Emosi dan perasaan memang tidak bisa dikontrol, kita tidak bisa menentukan kapan kita harus seding, senang atau marah. Namun, cara kita melihat suatu kejadian dan cara kita merespons masih dalam kendali kita. Ini yang harus orang usia 20-an latih sehingga bisa menjadi less reactive dan menjadi lebih kalem.

Research shows that people who have at least some control over their emotions report greater life satisfaction, optimism, purpose, and better relationships with others.

Tentang Kepercayaan Diri

A fixed mindset is a form of black-and-white thinking in which we imagine that abilities and qualities—such as intelligence or athletic ability or social skills or confidence—are attributes we are born with or are gifts that just “are what they are.”

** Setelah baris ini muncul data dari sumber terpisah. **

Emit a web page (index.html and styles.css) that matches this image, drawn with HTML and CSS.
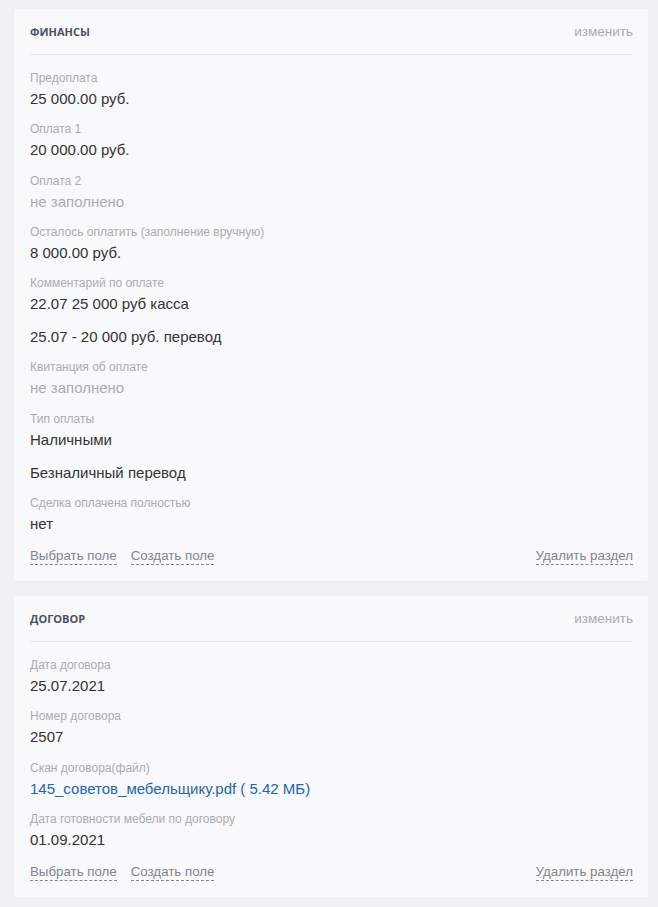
FILE: index.html
```html
<!DOCTYPE html>
<html lang="ru">
<head>
<meta charset="utf-8">
<title>Сделка</title>
<link rel="stylesheet" href="styles.css">
</head>
<body>
<div class="page">
  <section class="card">
    <div class="card-head">
      <span class="card-title">Финансы</span>
      <span class="card-edit">изменить</span>
    </div>
    <div class="fields">
      <div class="field">
        <div class="label">Предоплата</div>
        <div class="value">25 000.00 руб.</div>
      </div>
      <div class="field">
        <div class="label">Оплата 1</div>
        <div class="value">20 000.00 руб.</div>
      </div>
      <div class="field">
        <div class="label">Оплата 2</div>
        <div class="value empty">не заполнено</div>
      </div>
      <div class="field">
        <div class="label">Осталось оплатить (заполнение вручную)</div>
        <div class="value">8 000.00 руб.</div>
      </div>
      <div class="field">
        <div class="label">Комментарий по оплате</div>
        <div class="value">22.07 25 000 руб касса</div>
        <div class="value">25.07 - 20 000 руб. перевод</div>
      </div>
      <div class="field">
        <div class="label">Квитанция об оплате</div>
        <div class="value empty">не заполнено</div>
      </div>
      <div class="field">
        <div class="label">Тип оплаты</div>
        <div class="value">Наличными</div>
        <div class="value">Безналичный перевод</div>
      </div>
      <div class="field">
        <div class="label">Сделка оплачена полностью</div>
        <div class="value">нет</div>
      </div>
    </div>
    <div class="card-foot">
      <div class="foot-left">
        <span class="dash-link">Выбрать поле</span>
        <span class="dash-link">Создать поле</span>
      </div>
      <span class="dash-link">Удалить раздел</span>
    </div>
  </section>

  <section class="card">
    <div class="card-head">
      <span class="card-title">Договор</span>
      <span class="card-edit">изменить</span>
    </div>
    <div class="fields">
      <div class="field">
        <div class="label">Дата договора</div>
        <div class="value">25.07.2021</div>
      </div>
      <div class="field">
        <div class="label">Номер договора</div>
        <div class="value">2507</div>
      </div>
      <div class="field">
        <div class="label">Скан договора(файл)</div>
        <div class="value file">145_советов_мебельщику.pdf ( 5.42 МБ)</div>
      </div>
      <div class="field">
        <div class="label">Дата готовности мебели по договору</div>
        <div class="value">01.09.2021</div>
      </div>
    </div>
    <div class="card-foot">
      <div class="foot-left">
        <span class="dash-link">Выбрать поле</span>
        <span class="dash-link">Создать поле</span>
      </div>
      <span class="dash-link">Удалить раздел</span>
    </div>
  </section>
</div>
</body>
</html>
```

FILE: styles.css
```css
html, body {
  margin: 0;
  padding: 0;
  background: #eef2f4;
}

body {
  font-family: "Liberation Sans", Arial, sans-serif;
  color: #333;
}

.page {
  padding: 9px 10px 0 14px;
  display: flex;
  flex-direction: column;
  gap: 15px;
}

.card {
  background: #f8f9fa;
  border-radius: 2px;
  padding: 0 15px 0 16px;
  box-shadow: 0 1px 0 rgba(0, 0, 0, 0.03);
}

.card-head {
  display: flex;
  justify-content: space-between;
  align-items: center;
  padding: 15px 0 14px;
  border-bottom: 1px solid #e6e9ec;
  line-height: 16px;
}

.card-title {
  font-family: "Open Sans", "Liberation Sans", sans-serif;
  font-weight: 700;
  font-size: 11px;
  text-transform: uppercase;
  color: #4a525e;
}

.card-edit {
  font-size: 13.5px;
  color: #a8adb4;
}

.fields {
  padding-top: 15px;
  display: flex;
  flex-direction: column;
  gap: 12.3px;
}

.field {
  display: flex;
  flex-direction: column;
  gap: 13px;
}

.label {
  font-size: 12px;
  line-height: 16px;
  color: #a8adb4;
  margin-bottom: -10px;
}

.value {
  font-size: 15px;
  line-height: 20px;
  color: #333;
}

.value.empty {
  color: #a8adb4;
}

.value.file {
  color: #2067b0;
}

.card-foot {
  display: flex;
  justify-content: space-between;
  align-items: center;
  padding: 14px 0 16px;
  line-height: 18px;
}

.foot-left {
  display: flex;
  gap: 14px;
}

.dash-link {
  font-size: 13.3px;
  color: #80868e;
  border-bottom: 1px dashed #80868e;
  line-height: 16px;
}
```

Jay menekankan bahwa banyak orang yang percaya bahwa kepercayaan diri adalah satu bakat yang dibawa sejak lahir. Ini sepenuhnya salah. Di sini, Jay mengangkat tema yang sudah tidak asing buat kita: fixed dan growth mindset. Memercayai bahwa suatu kemampuan bisa diasah dan dipelajari adalah salah satu bentuk growth mindset. Termasuk untuk kepercayaan diri.

Ini berarti bahwa kepercayaan diri tidak muncul dari dalam lalu keluar, tapi dari luar ke dalam (outside in, not inside out). Artinya untuk menjadi percaya diri, kita tidak bisa menunggu sampai kita merasa percaya diri baru melakukan hal yang kita takutkan.

Justru kepercayaan diri muncul seiring dengan bertambahkan eksperimen sosial dan pengalaman (outside in). Cara Jay menangani klien yang kurang percaya diri tidak hanya dengan mengajak mereka untuk melakukan hal yang mereka takutkan itu, tapi juga memberikan informasi dan cara pandang lain untuk mereka melihat kejadian yang tidak menyenangkan i

Berhubungan dengan poin di atas, cara kita menginterpretasikan suatu kejadian menjadi kunci penting juga untuk meningkatkan kepercayaan diri kita.

The way I help twentysomethings gain confidence is by sending them back to work or back to their relationships with some better information. I teach them about how they can have more mastery over their emotions so they can hang around long enough to have more mastery experiences. And I help them have more mastery experiences so they can feel less anxious. And I talk to them about what real confidence really is.

Pengalaman Baca The Defining Decade

Remember: Whatever it is you want to change about yourself, now is the easiest time to change it.
One of the key messages of this book is that doing something later is not necessarily the same as doing something better.

Terus terang saya harus bilang saya SANGAT BERUNTUNG menemukan buku ini di usia saya yang sekarang (walaupun sudah tidak bisa dibilang muda dan saya sedang menuju ke quarter life crisis yang sebenarnya, setidaknya saya masih berada di usia 20-an dan bisa paham betul konteks yang dibicarakan oleh Jay dalam buku ini).

Akhirnya, The Defining Decade adalah buku yang sangat bagus untuk dibaca oleh pembaca muda usia 20-an. Buku ini banyak memberikan “tamparaan halus” buat saya, untuk belajar lebih mindful di usia 20-an, mengambil keputusan dan risiko dengan penuh kesadaran dan mulai berurusan dengan hal-hal yang sering kita hindari sebagai orang muda.